This January, right after New Year’s, I traveled to Nagasaki, Japan to fulfill a promise. I would present Sachiko: A Nagasaki Bomb Survivor’s Story to Sachiko Yasui. Sachiko and I had been dreaming of this day for a long time.
When Sachiko and I worked together to write her story, she was strong and vigorous. But in late 2013, Sachiko had a major stroke that left her paralyzed on one side. Today, she is confined to a wheelchair in a nursing home, no longer able to travel throughout Japan to tell her story. What would I say to Sachiko when I saw her?
As I flew from my home in Minneapolis to Tokyo, I thought about Sachiko. I also thought about all the people brought together as I wrote her story. My editor Carol Hinz and book designer Danielle Carnito from Carolrhoda Books/Lerner Publishing Group would meet me in Nagasaki. So would my Minneapolis translator Keiko Kawakami, Carol Hinz’s father Mike, my daughter Beth, and JoAnn Blatchley and Robert Palmer, two members of the Saint Paul-Nagasaki Sister City Committee. Our delegation of eight from the United States represented our “Sachiko Village” in America. Our Nagasaki friends, also part of the “Sachiko Village,” would soon welcome us to their city and host us for the week.
The day after our delegation arrived in Nagasaki, we drove to the nursing home. I stood before Sachiko, showing her the book with her mesmerizing childhood photo on the cover. “This is your voice,” I said to Sachiko, as I placed the book in her hands. Your story is being read all over the United States, just as we hoped it would.
Sachiko held the book in her hands. She and I had come to the end of a long journey begun with our first meeting in Nagasaki in 2010. I looked around at the faces of all of us who surrounded Sachiko—American and Japanese. Our eyes glistened even as we smiled. We were a picture of international peace and friendship. In that moment, I knew I had come to the end of one journey, but I was at the beginning of another. I knew that this work of peace and world friendship had to continue.
Before I sent in my manuscript to Carolrhoda/Lerner Publishing Group, I asked Sachiko if she had any last words of advice for young people she would like me to add to the page. She did:
“What is peace?
What kind of person should I be?
Keep pursing answers to these questions.”

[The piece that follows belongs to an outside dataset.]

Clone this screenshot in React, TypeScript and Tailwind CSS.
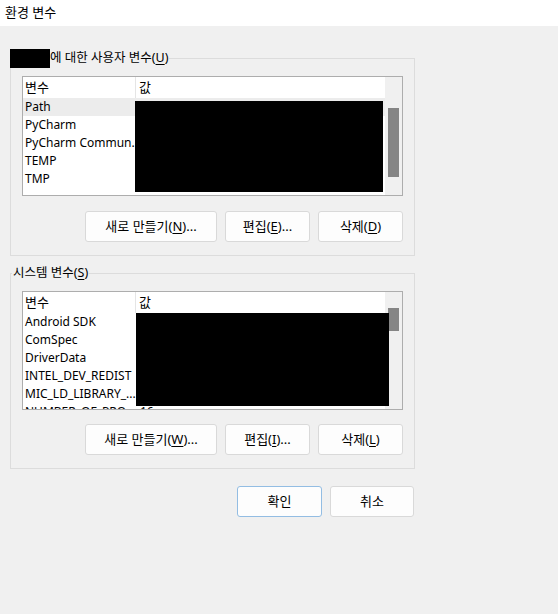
import React from "react"

const font = { fontFamily: '"Noto Sans", "Noto Sans CJK KR", sans-serif' }

type Row = { name: string; value?: string; selected?: boolean }

function Mn({ children }: { children: string }) {
  return <span className="underline underline-offset-2">{children}</span>
}

function Button({ children, width, primary }: { children: React.ReactNode; width: string; primary?: boolean }) {
  return (
    <button
      className={`${width} h-[31px] rounded-[3px] border bg-[#fdfdfd] text-[13px] text-black flex items-center justify-center ${
        primary ? 'border-[#93bde3]' : 'border-[#d9d9d9]'
      }`}
    >
      {children}
    </button>
  )
}

function ListBox({
  rows,
  height,
  thumbTop,
  thumbHeight,
  redact,
}: {
  rows: Row[]
  height: string
  thumbTop: string
  thumbHeight: string
  redact: string
}) {
  return (
    <div className={`relative ml-[11px] w-[381px] ${height} border border-[#adadad] bg-white flex overflow-hidden`}>
      <div className="w-[362px] flex flex-col">
        {/* header */}
        <div className="h-[21px] flex items-center shrink-0 bg-white text-[13px]">
          <div className="w-[113px] pl-[2px] border-r border-[#e5e5e5] h-full flex items-center">변수</div>
          <div className="pl-[3px]">값</div>
        </div>
        {rows.map((r) => (
          <div
            key={r.name}
            className={`h-[18px] shrink-0 flex items-center ${r.selected ? 'bg-[#ececec]' : ''}`}
          >
            <div className="w-[113px] shrink-0 pl-[2px] whitespace-nowrap">{r.name}</div>
            <div className="pl-[4px] whitespace-nowrap">{r.value ?? ''}</div>
          </div>
        ))}
      </div>
      {/* scrollbar */}
      <div className="w-[17px] bg-[#f0f0f0] flex flex-col items-center">
        <div className={`${thumbTop} ${thumbHeight} w-[11px] bg-[#858585]`} />
      </div>
      {/* redaction */}
      <div className={`absolute bg-black ${redact}`} />
    </div>
  )
}

export default function App() {
  return (
    <div className="w-[558px] h-[614px] bg-[#f0f0f0] text-[12px] text-black overflow-hidden" style={font}>
      {/* title bar */}
      <div className="h-[26px] bg-white pl-[5px] flex items-center text-[13px]">환경 변수</div>

      <div className="pl-[10px] pt-[32px]">
        {/* user variables */}
        <div className="w-[405px] h-[198px] border border-[#dcdcdc] flex flex-col">
          <div className="-mt-[10px] -ml-[1px] h-[19px] w-fit flex items-center bg-[#f0f0f0] pr-[1px] text-[12.5px]">
            <div className="w-[40px] h-[19px] bg-black" />
            <span>에 대한 사용자 변수(<Mn>U</Mn>)</span>
          </div>
          <div className="mt-[8px]">
            <ListBox
              height="h-[120px]"
              thumbTop="mt-[31px]"
              thumbHeight="h-[69px]"
              redact="left-[112px] top-[24px] w-[248px] h-[91px]"
              rows={[
                { name: 'Path', selected: true },
                { name: 'PyCharm' },
                { name: 'PyCharm Commun...' },
                { name: 'TEMP' },
                { name: 'TMP' },
              ]}
            />
          </div>
          <div className="mt-[15px] mr-[11px] flex justify-end gap-[8px]">
            <Button width="w-[132px]">
              <span>새로 만들기(<Mn>N</Mn>)...</span>
            </Button>
            <Button width="w-[85px]">
              <span>편집(<Mn>E</Mn>)...</span>
            </Button>
            <Button width="w-[85px]">
              <span>삭제(<Mn>D</Mn>)</span>
            </Button>
          </div>
        </div>

        {/* system variables */}
        <div className="mt-[17px] w-[405px] h-[196px] border border-[#dcdcdc] flex flex-col">
          <div className="-mt-[10px] ml-[1px] h-[19px] w-fit flex items-center bg-[#f0f0f0] px-[1px] text-[12.5px]">
            <span>시스템 변수(<Mn>S</Mn>)</span>
          </div>
          <div className="mt-[8px]">
            <ListBox
              height="h-[119px]"
              thumbTop="mt-[16px]"
              thumbHeight="h-[23px]"
              redact="left-[113px] top-[21px] w-[253px] h-[93px]"
              rows={[
                { name: 'Android SDK' },
                { name: 'ComSpec' },
                { name: 'DriverData' },
                { name: 'INTEL_DEV_REDIST' },
                { name: 'MIC_LD_LIBRARY_...' },
                { name: 'NUMBER_OF_PRO...', value: '16' },
              ]}
            />
          </div>
          <div className="mt-[14px] mr-[11px] flex justify-end gap-[8px]">
            <Button width="w-[132px]">
              <span>새로 만들기(<Mn>W</Mn>)...</span>
            </Button>
            <Button width="w-[85px]">
              <span>편집(<Mn>I</Mn>)...</span>
            </Button>
            <Button width="w-[85px]">
              <span>삭제(<Mn>L</Mn>)</span>
            </Button>
          </div>
        </div>

        {/* dialog buttons */}
        <div className="mt-[17px] w-[404px] flex justify-end gap-[8px]">
          <Button width="w-[85px]" primary>
            확인
          </Button>
          <Button width="w-[84px]">취소</Button>
        </div>
      </div>
    </div>
  )
}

I’ve been thinking of Sachiko’s words ever since I wrote them down. What did they mean for me? That the work for peace is constant. That to be the person you hope to become is an ever-present challenge. If I am to keep pursuing Sachiko’s questions, I will need to keep walking the Sachiko path and keep talking out loud as I go. This new monthly blog, The Path to Sachiko: The Journey Continues … will share resources, classroom ideas, programs, books, and experiences I encounter as I share Sachiko’s story with others and pursue my own pathways to peace. I hope you will share your ideas with me and together we help our next generation of young people lead the way to world peace.